Over the past few weekends I’ve been mildly entertained by a neighbour’s attempts to cut down a tree in his garden. The tree was probably deserving of the treatment; it was a straggly old conifer that had overstayed its welcome but the whole felling procedure – and believe me, the production was worthy of Cecil B de Mille – got me thinking about familiar landmarks and how I can use them in my writing to add some individuality as well as colour, texture and even humour. They don’t need to be large or dramatic, in fact, for our purposes, small is definitely beautiful. It’s all in the detail. Here’s a selection of sights that are familiar to me and probably surround us all in some shape or other:
- The green plastic bag that’s been stuck in that tree since forever.
- The skeleton of the bicycle, no wheels, that’s been chained to the railings outside your office building through two summers and one winter.
- The warped and greasy sign in the barber’s window, advertising anti-macassar oil. Anti-macassar oil hasn’t been used since before the war. The First World War.
- The rusty supermarket trolley stuck in the bushes on the roundabout.
- A plate of pigs’ trotters in the butcher’s window.
- The petrol pump on the abandoned garage lot showing pre-decimal prices.

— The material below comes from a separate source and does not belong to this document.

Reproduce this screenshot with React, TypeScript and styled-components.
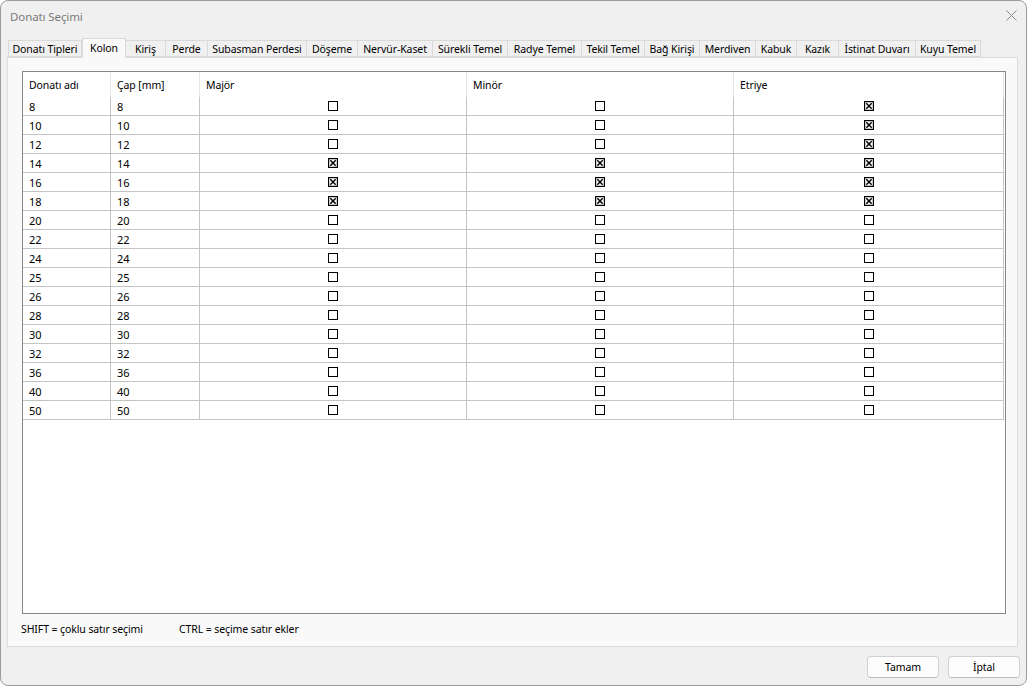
import { createGlobalStyle } from 'styled-components';
import styled from 'styled-components';
import { Fragment } from 'react';

const GlobalStyle = createGlobalStyle`
  html, body {
    margin: 0;
    padding: 0;
    background: #ffffff;
  }
  * {
    box-sizing: border-box;
  }
  body {
    font-family: "Noto Sans", "Open Sans", sans-serif;
    font-size: 10.5px;
    letter-spacing: -0.1px;
    color: #000;
  }
`;

const Window = styled.div`
  width: 1027px;
  height: 686px;
  border: 1px solid #9c9c9c;
  border-radius: 8px;
  background: #f0f0f0;
  display: flex;
  flex-direction: column;
  overflow: hidden;
`;

const TitleBar = styled.div`
  height: 31px;
  display: flex;
  align-items: center;
  justify-content: space-between;
  padding: 0 8px 0 9px;
  flex: none;
`;

const Title = styled.span`
  font-size: 11.5px;
  color: #7a7a7a;
`;

const CloseButton = styled.div`
  width: 14px;
  height: 14px;
  display: flex;
  align-items: center;
  justify-content: center;
  margin-top: -3px;
`;

const TabStrip = styled.div`
  height: 19px;
  margin-top: 6px;
  padding-left: 7px;
  display: flex;
  align-items: flex-end;
  flex: none;
  position: relative;
  z-index: 1;
`;

const Tab = styled.div<{ $w: number; $active?: boolean }>`
  flex: none;
  width: ${({ $w }) => $w}px;
  height: ${({ $active }) => ($active ? 20 : 17)}px;
  margin-bottom: ${({ $active }) => ($active ? -1 : 0)}px;
  padding-bottom: ${({ $active }) => ($active ? 2 : 0)}px;
  background: ${({ $active }) => ($active ? '#f9f9f9' : '#f0f0f0')};
  border: 1px solid #d9d9d9;
  border-left-width: ${({ $active }) => ($active ? 1 : 0)}px;
  border-bottom: ${({ $active }) => ($active ? 'none' : '1px solid #d9d9d9')};
  display: flex;
  align-items: center;
  justify-content: center;
  white-space: nowrap;
  &:first-child {
    border-left-width: 1px;
  }
`;

const Panel = styled.div`
  height: 590px;
  margin: 0 8px 0 6px;
  border: 1px solid #dcdcdc;
  background: #f9f9f9;
  padding: 13px 11px 0 14px;
  display: flex;
  flex-direction: column;
  flex: none;
`;

const TableBox = styled.div`
  height: 543px;
  border: 1px solid #828790;
  background: #ffffff;
  flex: none;
`;

const Grid = styled.div`
  display: grid;
  grid-template-columns: 88px 89px 267px 267px 270px;
`;

const HeadCell = styled.div`
  height: 25px;
  padding-left: 6px;
  display: flex;
  align-items: center;
  border-right: 1px solid #e5e5e5;
  white-space: nowrap;
`;

const Cell = styled.div<{ $center?: boolean }>`
  height: 19px;
  display: flex;
  align-items: center;
  justify-content: ${({ $center }) => ($center ? 'center' : 'flex-start')};
  padding-left: ${({ $center }) => ($center ? 0 : 6)}px;
  border-right: 1px solid #c4c4c4;
  border-bottom: 1px solid #c4c4c4;
  font-size: 11px;
`;

const Notes = styled.div`
  display: flex;
  padding-top: 7px;
  line-height: 16px;
  margin-left: -1px;
`;

const Note = styled.span<{ $w?: number }>`
  width: ${({ $w }) => ($w ? `${$w}px` : 'auto')};
  white-space: nowrap;
`;

const Footer = styled.div`
  display: flex;
  justify-content: flex-end;
  gap: 9px;
  padding: 9px 6px 0 0;
`;

const Button = styled.button`
  width: 72px;
  height: 22px;
  border: 1px solid #d0d0d0;
  border-bottom-color: #bcbcbc;
  border-radius: 4px;
  background: #fdfdfd;
  font-family: inherit;
  font-size: 10.5px;
  letter-spacing: -0.1px;
  color: #000;
  padding: 0;
`;

const Check = ({ on }: { on: boolean }) => (
  <svg width="10" height="10" viewBox="0 0 10 10">
    <rect x="0.5" y="0.5" width="9" height="9" fill="#fff" stroke="#000" strokeWidth={on ? 1.4 : 1} />
    {on && (
      <path d="M2.3 2.3 L7.7 7.7 M7.7 2.3 L2.3 7.7" stroke="#000" strokeWidth="1.5" />
    )}
  </svg>
);

const tabs: [string, number][] = [
  ['Donatı Tipleri', 74],
  ['Kolon', 44],
  ['Kiriş', 40],
  ['Perde', 42],
  ['Subasman Perdesi', 99],
  ['Döşeme', 51],
  ['Nervür-Kaset', 75],
  ['Sürekli Temel', 75],
  ['Radye Temel', 74],
  ['Tekil Temel', 63],
  ['Bağ Kirişi', 55],
  ['Merdiven', 56],
  ['Kabuk', 41],
  ['Kazık', 42],
  ['İstinat Duvarı', 77],
  ['Kuyu Temel', 65],
];

const sizes = [8, 10, 12, 14, 16, 18, 20, 22, 24, 25, 26, 28, 30, 32, 36, 40, 50];
const majorOn = [14, 16, 18];
const etriyeOn = [8, 10, 12, 14, 16, 18];

export default function App() {
  return (
    <>
      <GlobalStyle />
      <Window>
        <TitleBar>
          <Title>Donatı Seçimi</Title>
          <CloseButton>
            <svg width="11" height="11" viewBox="0 0 11 11">
              <path d="M0.5 0.5 L10.5 10.5 M10.5 0.5 L0.5 10.5" stroke="#8a8a8a" strokeWidth="1" />
            </svg>
          </CloseButton>
        </TitleBar>
        <TabStrip>
          {tabs.map(([label, w]) => (
            <Tab key={label} $w={w} $active={label === 'Kolon'}>
              {label}
            </Tab>
          ))}
        </TabStrip>
        <Panel>
          <TableBox>
            <Grid>
              <HeadCell>Donatı adı</HeadCell>
              <HeadCell>Çap [mm]</HeadCell>
              <HeadCell>Majör</HeadCell>
              <HeadCell>Minör</HeadCell>
              <HeadCell>Etriye</HeadCell>
              {sizes.map((s) => (
                <Fragment key={s}>
                  <Cell>{s}</Cell>
                  <Cell>{s}</Cell>
                  <Cell $center>
                    <Check on={majorOn.includes(s)} />
                  </Cell>
                  <Cell $center>
                    <Check on={majorOn.includes(s)} />
                  </Cell>
                  <Cell $center>
                    <Check on={etriyeOn.includes(s)} />
                  </Cell>
                </Fragment>
              ))}
            </Grid>
          </TableBox>
          <Notes>
            <Note $w={158}>SHIFT = çoklu satır seçimi</Note>
            <Note>CTRL = seçime satır ekler</Note>
          </Notes>
        </Panel>
        <Footer>
          <Button>Tamam</Button>
          <Button>İptal</Button>
        </Footer>
      </Window>
    </>
  );
}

- A single child’s mitten stuck on top of a fence post and petrified almost to stone.
- The old man in the window of the care home you pass each morning on your way to school, sitting in the sunshine like a dusty houseplant.
The removal of the tree has changed my physical view of the landscape; I can see things I hadn’t noticed before. Not sure that I like this development yet, but it’s given me a different perspective on my immediate surroundings, and that can only be a good thing.